As stated, it was not VHS.

To excerpt quote from Videohelp post here:
One of my personal projects right now is upscaling VCD-source/quality material to 352x480 and 720x480. It takes a heck of a lot of filtering to make the source enjoyable and watchable again.

Working on that is largely why I've been absent here lately, as that's the primary example used in several guides. Creating those guides is making the project take at least 10x as long to do, so everybody had better like these!


lordsmurf 07-15-2014 07:40 PM

No. This is something else entirely.

It's this project: http://www.digitalfaq.com/forum/news...vhs-audio.html -- the Joe Bob Briggs (Prehistoric Women and When Dinosaurs Rules the Earth) project. The sources is very problematic, both audio and video. I had to create new Sound Forge filters for the audio, and write modifications to an Avisynth filter to make this happen. The end product is very, very nice.

And the others is my Thunderbirds 2086 project. Again, the sources is very inferior, but it can be corrected into pretty decent shape.

Neither of these items (JBB segments or the Thunderbirds 2086 anime) will likely ever see an official release. Projects like that are worthy of my hobby time.

premiumcapture 07-15-2014 08:31 PM

Would definitely like to see some before and afters

msgohan 07-16-2014 10:11 AM

Quote:

Originally Posted by premiumcapture (Post 32596)
It looks like those formats are sourced from component but then interlaced for broadcast.

Component and interlaced aren't mutually exclusive. DVD, for example, natively carries interlaced digital component video.

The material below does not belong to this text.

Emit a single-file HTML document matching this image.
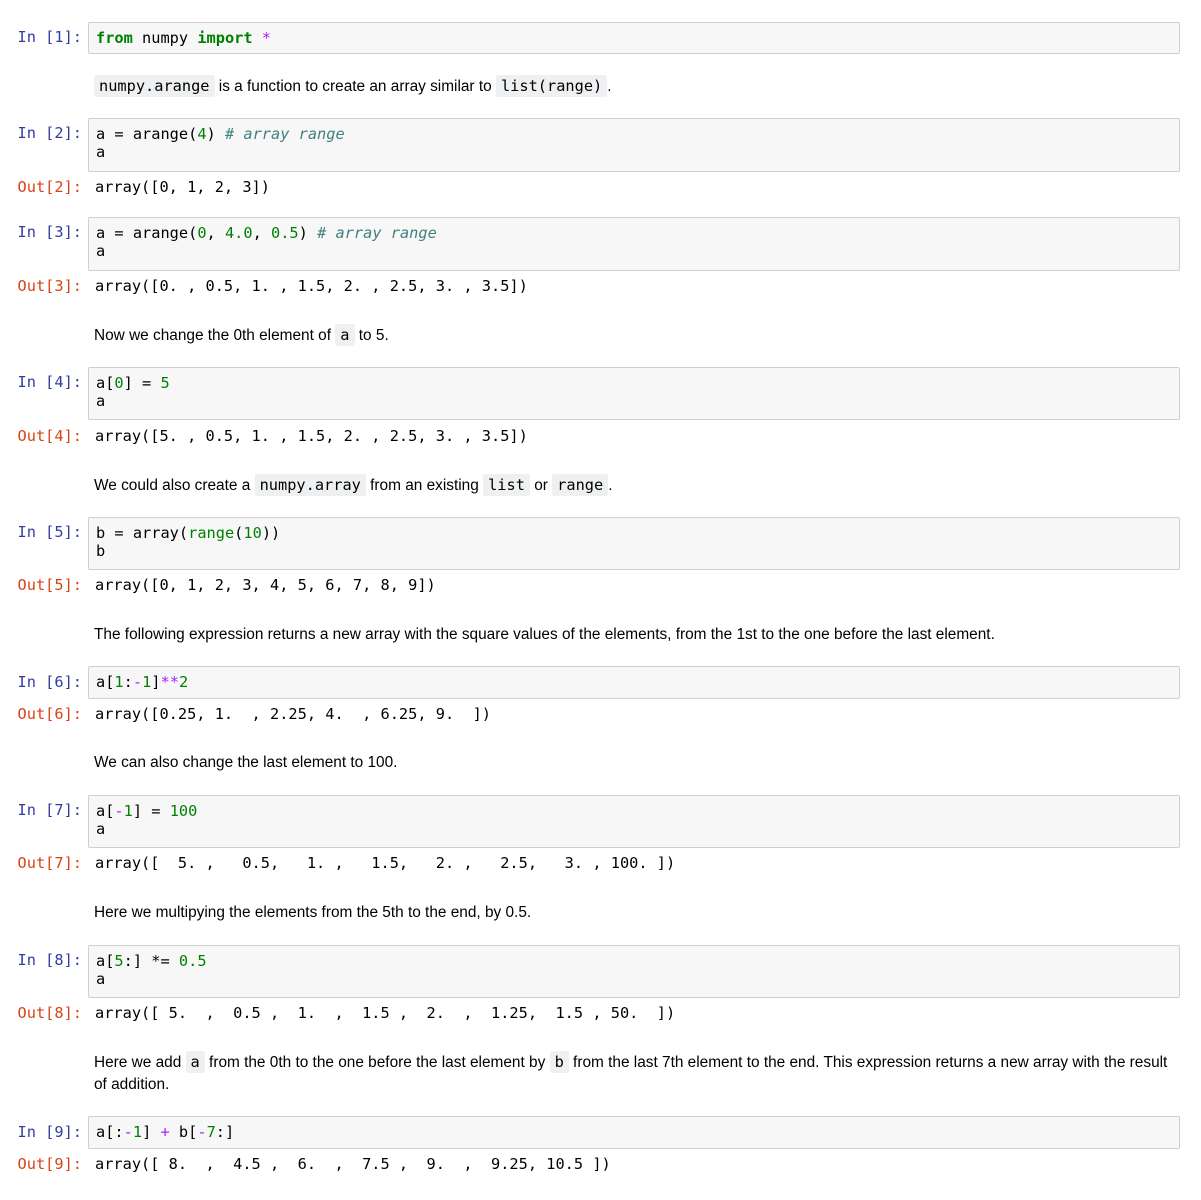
<!DOCTYPE html>
<html><head><meta charset="utf-8"><style>
body{margin:0;background:#fff;width:1201px;height:1200px;position:relative;overflow:hidden;}
.m{font-family:"DejaVu Sans Mono","Liberation Mono",monospace;font-size:15.3px;color:#000;}
.p{position:absolute;left:0;width:82px;text-align:right;line-height:18px;white-space:pre;}
.in{color:#303F9F}.out{color:#D84315}
.box{position:absolute;left:88px;width:1092px;border:1px solid #cfcfcf;border-radius:2px;background:#f7f7f7;box-sizing:border-box;padding:6px 7px;line-height:18px;white-space:pre;}
.o{position:absolute;left:95px;line-height:18px;white-space:pre;}
.t{position:absolute;left:94px;font-family:"Liberation Sans",sans-serif;font-size:15.4px;line-height:22px;color:#000;}
.t code{font-family:"DejaVu Sans Mono",monospace;font-size:15.3px;background:#eff0f1;padding:2px 5px;border-radius:2px;}
.k{color:#008000;font-weight:bold}.n{color:#008000}.op{color:#AA22FF}.c{color:#408080;font-style:italic}.b{color:#008000}
</style></head><body>
<div class="m p in" style="top:28px">In [1]:</div>
<div class="m box" style="top:22px;height:32px"><span class="k">from</span> numpy <span class="k">import</span> <span class="op">*</span></div>
<div class="t" style="top:75px"><code>numpy.arange</code> is a function to create an array similar to <code>list(range)</code>.</div>

<div class="m p in" style="top:124px">In [2]:</div>
<div class="m box" style="top:118px;height:54px">a = arange(<span class="n">4</span>) <span class="c"># array range</span>
a</div>
<div class="m p out" style="top:178px">Out[2]:</div>
<div class="m o" style="top:178px">array([0, 1, 2, 3])</div>

<div class="m p in" style="top:223px">In [3]:</div>
<div class="m box" style="top:217px;height:54px">a = arange(<span class="n">0</span>, <span class="n">4.0</span>, <span class="n">0.5</span>) <span class="c"># array range</span>
a</div>
<div class="m p out" style="top:277px">Out[3]:</div>
<div class="m o" style="top:277px">array([0. , 0.5, 1. , 1.5, 2. , 2.5, 3. , 3.5])</div>

<div class="t" style="top:324px">Now we change the 0th element of <code>a</code> to 5.</div>

<div class="m p in" style="top:373px">In [4]:</div>
<div class="m box" style="top:367px;height:53px">a[<span class="n">0</span>] = <span class="n">5</span>
a</div>
<div class="m p out" style="top:427px">Out[4]:</div>
<div class="m o" style="top:427px">array([5. , 0.5, 1. , 1.5, 2. , 2.5, 3. , 3.5])</div>

<div class="t" style="top:474px">We could also create a <code>numpy.array</code> from an existing <code>list</code> or <code>range</code>.</div>

<div class="m p in" style="top:523px">In [5]:</div>
<div class="m box" style="top:517px;height:53px">b = array(<span class="b">range</span>(<span class="n">10</span>))
b</div>
<div class="m p out" style="top:576px">Out[5]:</div>
<div class="m o" style="top:576px">array([0, 1, 2, 3, 4, 5, 6, 7, 8, 9])</div>

<div class="t" style="top:624px">The following expression returns a new array with the square values of the elements, from the 1st to the one before the last element.</div>

<div class="m p in" style="top:673px">In [6]:</div>
<div class="m box" style="top:666px;height:33px">a[<span class="n">1</span>:<span class="op">-</span><span class="n">1</span>]<span class="op">**</span><span class="n">2</span></div>
<div class="m p out" style="top:705px">Out[6]:</div>
<div class="m o" style="top:705px">array([0.25, 1.  , 2.25, 4.  , 6.25, 9.  ])</div>

<div class="t" style="top:752px">We can also change the last element to 100.</div>

<div class="m p in" style="top:801px">In [7]:</div>
<div class="m box" style="top:795px;height:53px">a[<span class="op">-</span><span class="n">1</span>] = <span class="n">100</span>
a</div>
<div class="m p out" style="top:854px">Out[7]:</div>
<div class="m o" style="top:854px">array([  5. ,   0.5,   1. ,   1.5,   2. ,   2.5,   3. , 100. ])</div>

<div class="t" style="top:902px">Here we multipying the elements from the 5th to the end, by 0.5.</div>

<div class="m p in" style="top:951px">In [8]:</div>
<div class="m box" style="top:945px;height:53px">a[<span class="n">5</span>:] *= <span class="n">0.5</span>
a</div>
<div class="m p out" style="top:1004px">Out[8]:</div>
<div class="m o" style="top:1004px">array([ 5.  ,  0.5 ,  1.  ,  1.5 ,  2.  ,  1.25,  1.5 , 50.  ])</div>

<div class="t" style="top:1051px;width:1100px">Here we add <code>a</code> from the 0th to the one before the last element by <code>b</code> from the last 7th element to the end. This expression returns a new array with the result<br>of addition.</div>

<div class="m p in" style="top:1123px">In [9]:</div>
<div class="m box" style="top:1116px;height:33px">a[:<span class="op">-</span><span class="n">1</span>] <span class="op">+</span> b[<span class="op">-</span><span class="n">7</span>:]</div>
<div class="m p out" style="top:1155px">Out[9]:</div>
<div class="m o" style="top:1155px">array([ 8.  ,  4.5 ,  6.  ,  7.5 ,  9.  ,  9.25, 10.5 ])</div>
</body></html>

lordsmurf 07-17-2014 08:50 PM

Quote:

Originally Posted by msgohan (Post 32604)
Component and interlaced aren't mutually exclusive. DVD, for example, natively carries interlaced digital component video.

Many overlook this.

In fact, I forget it from time to time, as I rarely refer to MPEG/DVD as "component quality", as is the case with HD (HDMI) and s-video (most analogs sources).